Each line that holds the word "code" is to be identified and copied.

[Dataset rows]
[start]

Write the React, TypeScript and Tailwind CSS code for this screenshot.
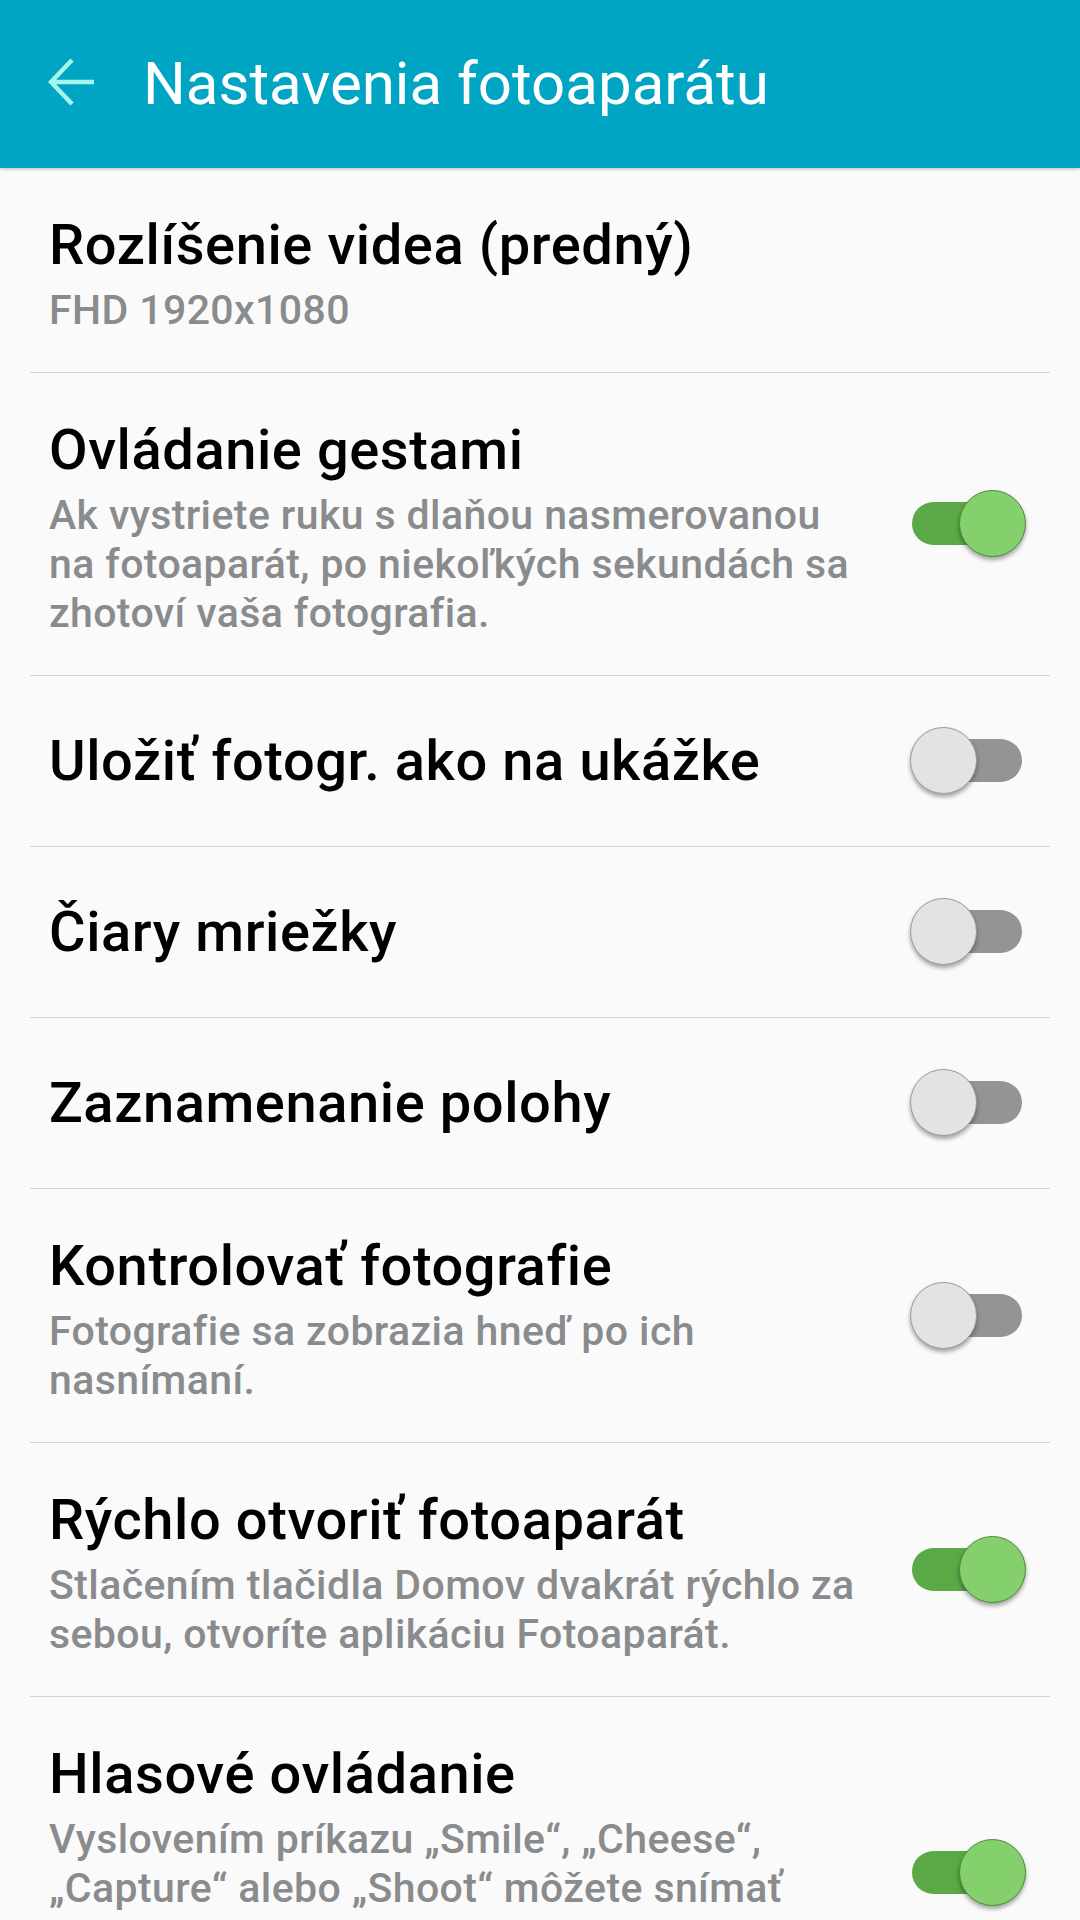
import React from "react";

type Item = {
  title: string;
  desc?: React.ReactNode;
  toggle?: boolean;
  extra?: boolean;
};

const items: Item[] = [
  { title: "Rozlíšenie videa (predný)", desc: "FHD 1920x1080" },
  {
    title: "Ovládanie gestami",
    desc: (
      <>
        Ak vystriete ruku s dlaňou nasmerovanou
        <br />
        na fotoaparát, po niekoľkých sekundách sa
        <br />
        zhotoví vaša fotografia.
      </>
    ),
    toggle: true,
  },
  { title: "Uložiť fotogr. ako na ukážke", toggle: false },
  { title: "Čiary mriežky", toggle: false },
  { title: "Zaznamenanie polohy", toggle: false },
  {
    title: "Kontrolovať fotografie",
    desc: (
      <>
        Fotografie sa zobrazia hneď po ich
        <br />
        nasnímaní.
      </>
    ),
    toggle: false,
  },
  {
    title: "Rýchlo otvoriť fotoaparát",
    desc: (
      <>
        Stlačením tlačidla Domov dvakrát rýchlo za
        <br />
        sebou, otvoríte aplikáciu Fotoaparát.
      </>
    ),
    toggle: true,
  },
  {
    title: "Hlasové ovládanie",
    desc: (
      <>
        Vyslovením príkazu „Smile“, „Cheese“,
        <br />
        „Capture“ alebo „Shoot“ môžete snímať
      </>
    ),
    toggle: true,
    extra: true, // rest of the text runs off the bottom of the screen
  },
];

function Toggle({ on }: { on: boolean }) {
  return (
    <div className="relative w-[112px] h-[68px] shrink-0">
      <div
        className={
          on
            ? "absolute left-0 right-[2px] top-[12px] h-[43px] rounded-full bg-[#5ba847]"
            : "absolute left-0 right-[2px] top-[12px] h-[43px] rounded-full bg-[#949494]"
        }
      />
      <div
        className={
          on
            ? "absolute right-[-2px] top-0 w-[67px] h-[67px] rounded-full bg-[#84d06c] border-[1.5px] border-[#4f8a3e] shadow-[0_3px_4px_rgba(0,0,0,0.35)]"
            : "absolute left-[-2px] top-0 w-[67px] h-[67px] rounded-full bg-[#e3e3e3] border-[1.5px] border-[#9a9a9a] shadow-[0_3px_4px_rgba(0,0,0,0.35)]"
        }
      />
    </div>
  );
}

function Row({ item }: { item: Item }) {
  let text = "flex-1 min-w-0 ";
  if (!item.desc) text += "py-[55px]";
  else if (item.extra) text += "pt-[47px] pb-[135px]";
  else text += "pt-[47px] pb-[37px]";
  return (
    <div className="mx-[30px] border-b border-[#d3d3d3] pl-[19px] pr-[26px] flex items-center">
      <div className={text}>
        <div className="text-[56px] leading-[60px] font-medium tracking-[0.6px] text-black">{item.title}</div>
        {item.desc && (
          <div className="mt-[11px] text-[41px] leading-[49px] font-medium tracking-[0.4px] text-[#898b8d] whitespace-nowrap">
            {item.desc}
          </div>
        )}
      </div>
      {item.toggle !== undefined && <Toggle on={item.toggle} />}
    </div>
  );
}

export default function App() {
  return (
    <div className="w-[1080px] h-[1920px] overflow-hidden bg-[#fafafa] font-['Roboto',sans-serif]">
      <header className="h-[168px] bg-[#00a5c4] flex items-center pl-[48px] shadow-[0_1px_3px_rgba(0,0,0,0.25)] relative z-10">
        <svg width="48" height="48" viewBox="0 0 48 48" fill="none" className="mt-[-4px]">
          <path d="M46 24H4M24 2L3 24l21 22" stroke="#a6f6ee" strokeWidth="4.5" />
        </svg>
        <h1 className="ml-[47px] text-[60px] text-white font-normal">Nastavenia fotoaparátu</h1>
      </header>
      <div>
        {items.map((it) => (
          <Row key={it.title} item={it} />
        ))}
      </div>
    </div>
  );
}
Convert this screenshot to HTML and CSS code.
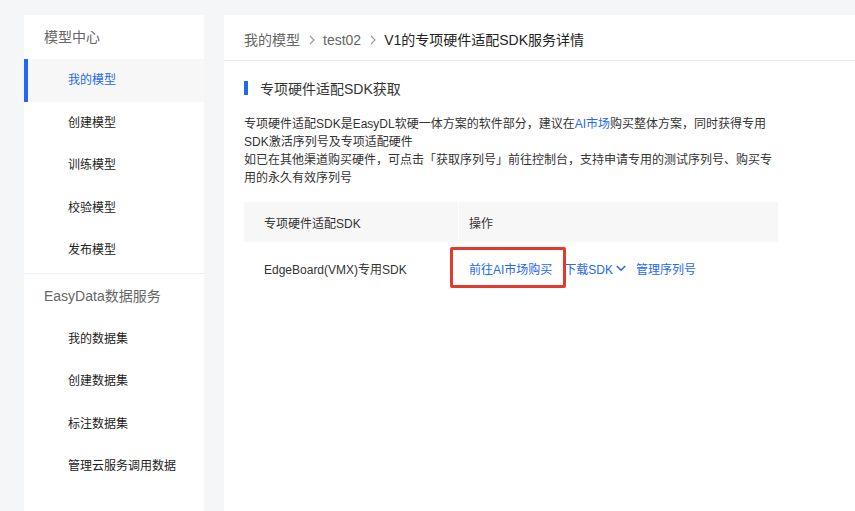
FILE: index.html
```html
<!DOCTYPE html>
<html lang="zh-CN">
<head>
<meta charset="utf-8">
<title>专项硬件适配SDK服务详情</title>
<link rel="stylesheet" href="styles.css">
</head>
<body>
<div class="page">
  <aside class="sidebar">
    <div class="group-title">模型中心</div>
    <div class="nav-item active">我的模型</div>
    <div class="nav-item">创建模型</div>
    <div class="nav-item">训练模型</div>
    <div class="nav-item">校验模型</div>
    <div class="nav-item">发布模型</div>
    <div class="divider"></div>
    <div class="group-title">EasyData数据服务</div>
    <div class="nav-item">我的数据集</div>
    <div class="nav-item">创建数据集</div>
    <div class="nav-item">标注数据集</div>
    <div class="nav-item">管理云服务调用数据</div>
  </aside>
  <main class="main">
    <div class="breadcrumb">
      <span class="crumb">我的模型</span>
      <svg class="sep" width="6" height="10" viewBox="0 0 6 10"><path d="M1 1l4 4-4 4" fill="none" stroke="#999" stroke-width="1.1"/></svg>
      <span class="crumb">test02</span>
      <svg class="sep" width="6" height="10" viewBox="0 0 6 10"><path d="M1 1l4 4-4 4" fill="none" stroke="#999" stroke-width="1.1"/></svg>
      <span class="crumb current">V1的专项硬件适配SDK服务详情</span>
    </div>
    <div class="content">
      <div class="section-title"><span class="bar"></span>专项硬件适配SDK获取</div>
      <p class="desc">专项硬件适配SDK是EasyDL软硬一体方案的软件部分，建议在<span class="link">AI市场</span>购买整体方案，同时获得专用SDK激活序列号及专项适配硬件<br>如已在其他渠道购买硬件，可点击「获取序列号」前往控制台，支持申请专用的测试序列号、购买专用的永久有效序列号</p>
      <div class="table">
        <div class="row head">
          <div class="cell c1">专项硬件适配SDK</div>
          <div class="cell c2">操作</div>
        </div>
        <div class="row body">
          <div class="cell c1">EdgeBoard(VMX)专用SDK</div>
          <div class="cell c2 ops">
            <a class="link op-buy">前往AI市场购买</a>
            <a class="link op-dl">下载SDK<svg class="chev" width="10" height="7" viewBox="0 0 10 7"><path d="M0.8 1l4.2 4.2 4.2-4.2" fill="none" stroke="#2468f2" stroke-width="1.6"/></svg></a>
            <a class="link op-sn">管理序列号</a>
            <span class="highlight"></span>
          </div>
        </div>
      </div>
    </div>
  </main>
</div>
</body>
</html>
```
FILE: styles.css
```css
* { box-sizing: border-box; }
html, body { margin: 0; padding: 0; }
body {
  background: #f5f6f8;
  font-family: "Liberation Sans", "Noto Sans CJK SC", sans-serif;
  color: #333;
  width: 855px;
  height: 511px;
  overflow: hidden;
}
.page {
  display: flex;
  gap: 20px;
  padding: 15px 0 0 24px;
  height: 511px;
}
.sidebar {
  width: 180px;
  background: #fff;
  height: 100%;
  flex: none;
}
.group-title {
  height: 44px;
  line-height: 44px;
  padding-left: 20px;
  font-size: 14px;
  color: #666;
}
.nav-item {
  height: 42.5px;
  line-height: 42.5px;
  padding-left: 44px;
  font-size: 12px;
  color: #222;
}
.nav-item.active {
  background: #f7f7f7;
  color: #2468f2;
  border-left: 4px solid #2468f2;
  padding-left: 40px;
}
.divider {
  height: 1px;
  background: #eceef0;
  margin-top: 1px;
}
.main {
  flex: 1;
  background: #fff;
  height: 100%;
}
.breadcrumb {
  height: 46px;
  padding: 5px 0 0 20px;
  display: flex;
  align-items: center;
  border-bottom: 1px solid #ebebeb;
  font-size: 14px;
}
.crumb { color: #666; line-height: 20px; }
.crumb.current { color: #222; }
.sep { margin: 0 8px 0 9px; }
.content {
  padding: 19px 20px 0 20px;
}
.section-title {
  display: flex;
  align-items: center;
  height: 16px;
  font-size: 14px;
  color: #333;
}
.bar {
  width: 4px;
  height: 14px;
  background: #2468f2;
  margin-right: 12px;
}
.desc {
  margin: 19px 0 0;
  width: 534px;
  font-size: 12px;
  line-height: 18px;
  color: #333;
}
.link { color: #2468f2; text-decoration: none; }
.table {
  width: 534px;
  margin-top: 15px;
  font-size: 12px;
}
.row { display: flex; }
.row.head { height: 40px; background: #f7f7f7; }
.row.body { height: 52px; }
.cell {
  display: flex;
  align-items: center;
}
.c1 { width: 215px; padding-left: 20px; }
.head .c1 { border-right: 1px solid #fff; }
.c2 { flex: 1; padding-left: 10px; }
.ops { position: relative; }
.op-buy { margin-right: 12px; }
.op-dl { display: flex; align-items: center; margin-right: 10px; }
.chev { margin-left: 3px; }
.highlight {
  position: absolute;
  left: -9px;
  top: 5px;
  width: 116px;
  height: 41px;
  border: 3px solid #e23a2f;
  border-radius: 2px;
}
```
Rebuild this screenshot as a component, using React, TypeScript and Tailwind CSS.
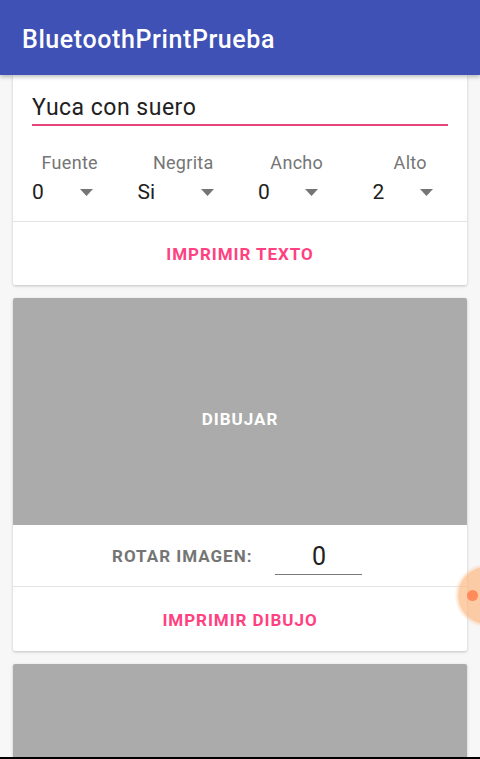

[end]

# [WRITTEN SOLUTION]
Write the React, TypeScript and Tailwind CSS code for this screenshot.
Convert this screenshot to HTML and CSS code.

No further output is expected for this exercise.